Airlines

Ryanair accuses Dublin airport of ‘mismanagement’ as it rejects higher charges

By Sarah Collins, independent.ie

Budget airline Ryanair has accused Dublin airport of “price gouging” for hiking costs, saying the airport is being “mismanaged” following travel chaos at the weekend.

The low-cost carrier said the DAA is seeking an 88pc price increase from 2023 on “its already high” airport charges in Dublin, Ryanair said on Monday, which the airline has rejected.

Minister of State for International Transport Hildegarde Naughton is meeting outgoing DAA chief executive Dalton Philips this morning to discuss the crisis at the airport.

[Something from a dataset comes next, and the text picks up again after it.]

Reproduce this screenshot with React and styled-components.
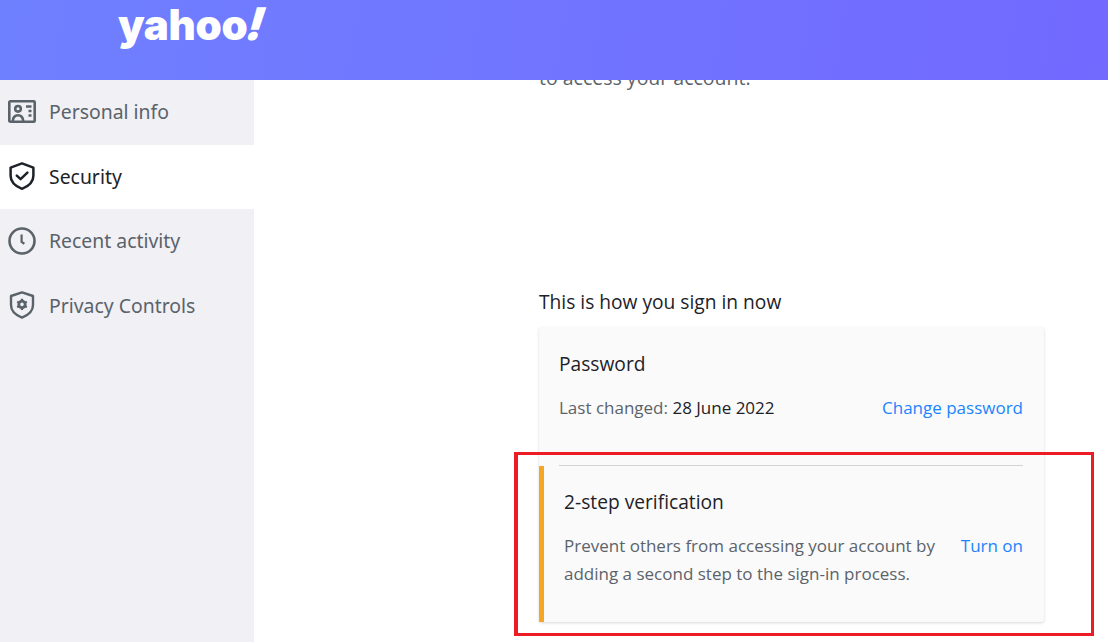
import React from 'react'
import styled, { createGlobalStyle } from 'styled-components'

const GlobalStyle = createGlobalStyle`
  html, body {
    margin: 0;
    height: 100%;
    overflow: hidden;
    background: #fff;
    font-family: "Open Sans", "Noto Sans", sans-serif;
  }
`

const Page = styled.div`
  position: relative;
  display: flex;
  flex-direction: column;
  width: 1108px;
  height: 642px;
  overflow: hidden;
`

const Header = styled.header`
  position: relative;
  flex: 0 0 80px;
  display: flex;
  align-items: flex-start;
  padding-left: 118px;
  background: linear-gradient(100deg, #6f80ff 0%, #7269ff 100%);
`

const Logo = styled.div`
  display: flex;
  align-items: baseline;
  color: #fff;
  font-family: "Inter", sans-serif;
  font-weight: 900;
  font-size: 42px;
  letter-spacing: -0.3px;
  line-height: 50px;
`

const LogoBang = styled.span`
  display: inline-block;
  margin-left: 1px;
  font-size: 45px;
  line-height: 40px;
  transform: skewX(-17deg);
`

const Body = styled.div`
  flex: 1;
  display: flex;
  min-height: 0;
`

const Sidebar = styled.nav`
  flex: 0 0 254px;
  background: #f0f0f5;
`

const NavItem = styled.div`
  display: flex;
  align-items: center;
  gap: 13px;
  height: 64.5px;
  box-sizing: border-box;
  padding: 0 0 0.6px 8px;
  font-family: "Noto Sans", sans-serif;
  font-size: 19.4px;
  color: ${p => (p.$active ? '#1d2228' : '#5b636a')};
  background: ${p => (p.$active ? '#fff' : 'transparent')};

  svg {
    flex: 0 0 28px;
    width: 28px;
    height: 28px;
  }
`

const Main = styled.main`
  flex: 1;
  min-width: 0;
  padding-left: 285px;
  overflow: hidden;
`

const Intro = styled.p`
  margin: -14px 0 0;
  font-size: 19.5px;
  line-height: 24px;
  color: #5b636a;
`

const Heading = styled.h2`
  margin: 200px 0 0;
  font-size: 19.2px;
  font-weight: 400;
  line-height: 24px;
  color: #1d2228;
`

const Card = styled.section`
  width: 505px;
  margin-top: 13px;
  background: #fafafa;
  border-radius: 3px;
  box-shadow: 0 1px 3px rgba(0, 0, 0, 0.16);
`

const PasswordBlock = styled.div`
  padding: 24px 21px 0 20px;
  height: 138px;
  box-sizing: border-box;
`

const CardTitle = styled.h3`
  margin: 0;
  font-size: 19.2px;
  font-weight: 400;
  line-height: 26px;
  color: #1d2228;
`

const Row = styled.div`
  display: flex;
  justify-content: space-between;
  align-items: baseline;
  margin-top: ${p => p.$gap}px;
`

const Meta = styled.div`
  font-size: 17px;
  line-height: 24px;
  color: #5b636a;

  b {
    font-weight: 400;
    color: #1d2228;
  }
`

const TextLink = styled.a`
  font-size: 17px;
  line-height: 24px;
  color: #1a84ff;
`

const Divider = styled.hr`
  margin: 0 21px 0 20px;
  border: 0;
  border-top: 1px solid #d3d3d6;
`

const WarnBlock = styled.div`
  height: 156px;
  box-sizing: border-box;
  padding: 23px 21px 0 20px;
  border-left: 5px solid #f5a623;
`

const Description = styled.p`
  width: 385px;
  margin: 0;
  font-size: 17px;
  line-height: 28px;
  color: #5b636a;
`

const Annotation = styled.div`
  position: absolute;
  left: 514px;
  top: 452px;
  width: 580px;
  height: 184px;
  box-sizing: border-box;
  border: 3px solid #ed1c24;
  border-left-width: 4px;
  pointer-events: none;
`

const CardIcon = () => (
  <svg viewBox="0 0 28 28" fill="none" stroke="#5b636a" strokeWidth="2.6">
    <rect x="1.300" y="3.300" width="25.400" height="20.400" rx="1" />
    <circle cx="10" cy="10.800" r="2.800" />
    <path d="M4.800 23c.3-3.900 2.400-5.800 5.200-5.800s4.900 1.900 5.200 5.800" />
    <path d="M18 8.500h5.500M20.500 13h3M20.500 17.500h3" />
  </svg>
)

const ShieldCheckIcon = () => (
  <svg viewBox="0 0 28 28" fill="none" stroke="#1d2228" strokeWidth="2.5" strokeLinejoin="round">
    <path d="M14 1.400 25.400 5.600v8.200c0 6-4.600 10.400-11.400 13-6.800-2.600-11.400-7-11.400-13V5.600z" />
    <path d="m8.800 13.600 3.800 3.600 6.800-6.600" strokeLinecap="round" />
  </svg>
)

const ClockIcon = () => (
  <svg viewBox="0 0 28 28" fill="none" stroke="#5b636a" strokeWidth="2.6">
    <circle cx="14" cy="14" r="12.500" />
    <path d="M13.600 7.500v7.500l2.800 1.800" strokeWidth="2.200" />
  </svg>
)

const ShieldGearIcon = () => (
  <svg viewBox="0 0 28 28" fill="none" stroke="#5b636a" strokeWidth="2.400" strokeLinejoin="round">
    <path d="M14 1.400 25 5v9c0 5.800-4.400 10-11 12.600C7.400 24 3 19.800 3 14V5z" />
    <circle cx="14" cy="13.400" r="3.200" strokeWidth="2.800" />
    <path
      d="M14 7.800v2.400M14 16.600v2.400M9.200 10.600l2 1.200M16.800 15l2 1.200M9.200 16.200l2-1.200M16.800 11.800l2-1.200"
      strokeWidth="2.200"
    />
  </svg>
)

const App = () => (
  <>
    <GlobalStyle />
    <Page>
      <Header>
        <Logo>
          yahoo<LogoBang>!</LogoBang>
        </Logo>
      </Header>
      <Body>
        <Sidebar>
          <NavItem>
            <CardIcon />
            Personal info
          </NavItem>
          <NavItem $active>
            <ShieldCheckIcon />
            Security
          </NavItem>
          <NavItem>
            <ClockIcon />
            Recent activity
          </NavItem>
          <NavItem>
            <ShieldGearIcon />
            Privacy Controls
          </NavItem>
        </Sidebar>
        <Main>
          <Intro>to access your account.</Intro>
          <Heading>This is how you sign in now</Heading>
          <Card>
            <PasswordBlock>
              <CardTitle>Password</CardTitle>
              <Row $gap={19}>
                <Meta>
                  Last changed: <b>28 June 2022</b>
                </Meta>
                <TextLink>Change password</TextLink>
              </Row>
            </PasswordBlock>
            <Divider />
            <WarnBlock>
              <CardTitle>2-step verification</CardTitle>
              <Row $gap={17}>
                <Description>
                  Prevent others from accessing your account by adding a second step to the
                  sign-in process.
                </Description>
                <TextLink>Turn on</TextLink>
              </Row>
            </WarnBlock>
          </Card>
        </Main>
      </Body>
      <Annotation />
    </Page>
  </>
)

export default App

The news follows an admission by DAA spokesperson Kevin Cullinane on RTE radio that “well over 1,000” people missed flights on Sunday following long queues at security and outside the airport.

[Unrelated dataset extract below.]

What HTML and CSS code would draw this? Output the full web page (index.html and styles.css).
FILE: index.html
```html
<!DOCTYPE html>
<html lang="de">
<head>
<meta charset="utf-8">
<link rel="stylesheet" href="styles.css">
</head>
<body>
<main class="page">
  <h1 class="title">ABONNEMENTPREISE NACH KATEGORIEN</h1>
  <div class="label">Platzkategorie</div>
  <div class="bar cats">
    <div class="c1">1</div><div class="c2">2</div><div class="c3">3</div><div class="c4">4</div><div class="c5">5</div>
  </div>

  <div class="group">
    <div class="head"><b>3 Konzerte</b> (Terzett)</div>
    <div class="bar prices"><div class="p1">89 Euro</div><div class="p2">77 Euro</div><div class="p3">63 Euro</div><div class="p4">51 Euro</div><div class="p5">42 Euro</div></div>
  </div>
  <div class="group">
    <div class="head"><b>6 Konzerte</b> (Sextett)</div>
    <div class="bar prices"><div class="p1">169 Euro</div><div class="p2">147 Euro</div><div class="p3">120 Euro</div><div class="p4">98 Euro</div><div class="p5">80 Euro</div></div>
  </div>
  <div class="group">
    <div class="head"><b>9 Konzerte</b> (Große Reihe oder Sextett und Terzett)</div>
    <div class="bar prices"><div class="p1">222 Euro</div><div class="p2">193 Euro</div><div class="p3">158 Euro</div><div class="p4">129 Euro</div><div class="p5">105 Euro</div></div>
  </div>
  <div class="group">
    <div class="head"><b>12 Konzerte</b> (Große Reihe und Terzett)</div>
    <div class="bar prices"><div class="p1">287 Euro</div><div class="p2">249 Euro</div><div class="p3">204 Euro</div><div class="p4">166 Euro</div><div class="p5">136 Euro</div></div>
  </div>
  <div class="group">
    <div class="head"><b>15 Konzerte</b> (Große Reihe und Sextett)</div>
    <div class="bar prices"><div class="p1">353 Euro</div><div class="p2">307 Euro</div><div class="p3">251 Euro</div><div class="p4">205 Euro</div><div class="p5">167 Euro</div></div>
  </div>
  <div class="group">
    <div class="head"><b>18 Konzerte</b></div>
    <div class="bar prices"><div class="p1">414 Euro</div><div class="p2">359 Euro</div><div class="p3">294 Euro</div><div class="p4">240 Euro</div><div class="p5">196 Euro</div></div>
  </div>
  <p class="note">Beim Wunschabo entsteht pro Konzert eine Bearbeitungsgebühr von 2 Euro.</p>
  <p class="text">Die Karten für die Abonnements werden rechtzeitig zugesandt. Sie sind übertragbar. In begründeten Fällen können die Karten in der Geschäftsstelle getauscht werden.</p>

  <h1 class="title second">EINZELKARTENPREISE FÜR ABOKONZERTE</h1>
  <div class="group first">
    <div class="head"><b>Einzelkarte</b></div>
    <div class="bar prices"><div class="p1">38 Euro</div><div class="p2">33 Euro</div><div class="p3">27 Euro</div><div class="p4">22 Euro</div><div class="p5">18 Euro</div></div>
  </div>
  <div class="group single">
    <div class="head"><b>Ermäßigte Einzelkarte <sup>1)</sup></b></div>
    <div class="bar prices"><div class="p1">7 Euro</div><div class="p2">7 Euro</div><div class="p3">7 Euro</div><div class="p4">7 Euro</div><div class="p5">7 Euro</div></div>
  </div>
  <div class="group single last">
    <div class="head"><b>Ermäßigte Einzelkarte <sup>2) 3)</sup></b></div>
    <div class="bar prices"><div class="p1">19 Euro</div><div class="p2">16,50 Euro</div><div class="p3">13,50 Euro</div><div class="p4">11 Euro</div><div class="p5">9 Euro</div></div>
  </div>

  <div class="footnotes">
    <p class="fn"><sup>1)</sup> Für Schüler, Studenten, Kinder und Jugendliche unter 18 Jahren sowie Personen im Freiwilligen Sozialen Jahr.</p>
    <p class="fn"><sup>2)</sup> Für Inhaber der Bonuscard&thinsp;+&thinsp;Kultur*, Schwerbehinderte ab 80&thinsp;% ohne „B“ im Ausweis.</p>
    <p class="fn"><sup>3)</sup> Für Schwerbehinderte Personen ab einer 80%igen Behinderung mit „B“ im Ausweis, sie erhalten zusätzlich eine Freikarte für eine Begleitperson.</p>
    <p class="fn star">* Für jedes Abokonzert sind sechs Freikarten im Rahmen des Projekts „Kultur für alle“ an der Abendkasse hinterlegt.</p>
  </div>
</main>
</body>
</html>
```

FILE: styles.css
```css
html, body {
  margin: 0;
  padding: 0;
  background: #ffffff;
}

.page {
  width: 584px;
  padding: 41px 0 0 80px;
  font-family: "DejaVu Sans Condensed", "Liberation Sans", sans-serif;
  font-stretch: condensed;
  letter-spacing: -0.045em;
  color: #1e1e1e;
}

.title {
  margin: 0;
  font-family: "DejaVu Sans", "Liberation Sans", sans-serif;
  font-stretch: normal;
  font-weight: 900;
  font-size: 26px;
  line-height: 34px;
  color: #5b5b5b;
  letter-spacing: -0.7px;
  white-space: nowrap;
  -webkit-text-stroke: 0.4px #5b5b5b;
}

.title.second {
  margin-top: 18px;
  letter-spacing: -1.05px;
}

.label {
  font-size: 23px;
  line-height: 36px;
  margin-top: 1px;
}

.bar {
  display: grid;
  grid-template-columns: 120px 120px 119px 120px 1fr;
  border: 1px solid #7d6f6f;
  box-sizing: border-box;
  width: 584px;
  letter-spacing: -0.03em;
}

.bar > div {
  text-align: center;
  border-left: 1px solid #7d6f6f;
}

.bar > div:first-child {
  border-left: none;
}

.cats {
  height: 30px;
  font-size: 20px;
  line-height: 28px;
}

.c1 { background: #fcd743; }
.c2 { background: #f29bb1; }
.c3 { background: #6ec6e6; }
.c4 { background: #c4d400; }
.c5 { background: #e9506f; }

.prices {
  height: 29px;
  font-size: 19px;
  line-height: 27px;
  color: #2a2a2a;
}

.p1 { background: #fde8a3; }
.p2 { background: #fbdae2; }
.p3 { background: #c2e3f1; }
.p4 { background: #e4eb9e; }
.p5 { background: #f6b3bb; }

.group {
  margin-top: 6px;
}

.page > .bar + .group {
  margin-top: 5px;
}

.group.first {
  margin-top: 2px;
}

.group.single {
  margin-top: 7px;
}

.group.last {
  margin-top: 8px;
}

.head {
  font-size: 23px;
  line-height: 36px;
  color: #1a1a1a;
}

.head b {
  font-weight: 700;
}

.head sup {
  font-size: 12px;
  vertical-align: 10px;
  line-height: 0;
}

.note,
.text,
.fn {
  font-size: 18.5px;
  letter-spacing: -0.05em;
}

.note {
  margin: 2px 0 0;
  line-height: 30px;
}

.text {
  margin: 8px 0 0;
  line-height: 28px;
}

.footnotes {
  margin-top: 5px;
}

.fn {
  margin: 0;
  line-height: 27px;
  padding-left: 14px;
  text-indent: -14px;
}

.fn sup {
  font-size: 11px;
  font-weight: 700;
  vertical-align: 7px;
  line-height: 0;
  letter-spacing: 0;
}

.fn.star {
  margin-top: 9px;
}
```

More than 50,000 people passed through the airport on Sunday, with higher numbers expected during the June bank holiday weekend. DAA has pledged to hire an additional 370 security staff by the start of July, and may update its travel advice this week.

The airport authority is also set to deliver a new runway over the coming months and has plans to invest €2bn in the business.

Ryanair DAC chief executive Eddie Wilson said the 88pc price hike was “unjustified and unwarranted”.

He said that the airport’s “extravagant” capital plan included “gold plated” and unnecessary structures including “tunnels under runways” that would hike costs for airlines and passengers.

“Dublin Airport has the facilities to grow traffic using the new second runway, but this growth can only be delivered with lower airport charges and lower airfares,” he said in a statement.

“The DAA have mismanaged the recovery from the Covid-19 crisis and are now seeking to jeopardise the future growth and development of Irish tourism with this price gouging application for an 88pc increase in airport charges, which it seeks to justify by proposing ludicrous spending on unnecessary ‘tunnels under runways’ which Dublin’s airlines and Dublin’s passengers don’t need, and can’t pay for.

“The DAA should instead concentrate on fixing recruitment to deliver an efficient customer service through security rather than dreaming up new charges for facilities that nobody wants and which damage tourism recovery.”

Ryanair is calling on Finance Minister Paschal Donohoe to intervene to stop the cost increase and prevent a “traffic collapse” at the airport.

A Government-funded traffic recovery incentive scheme that served to lower airport charges during the pandemic is due to expire at the end of the year.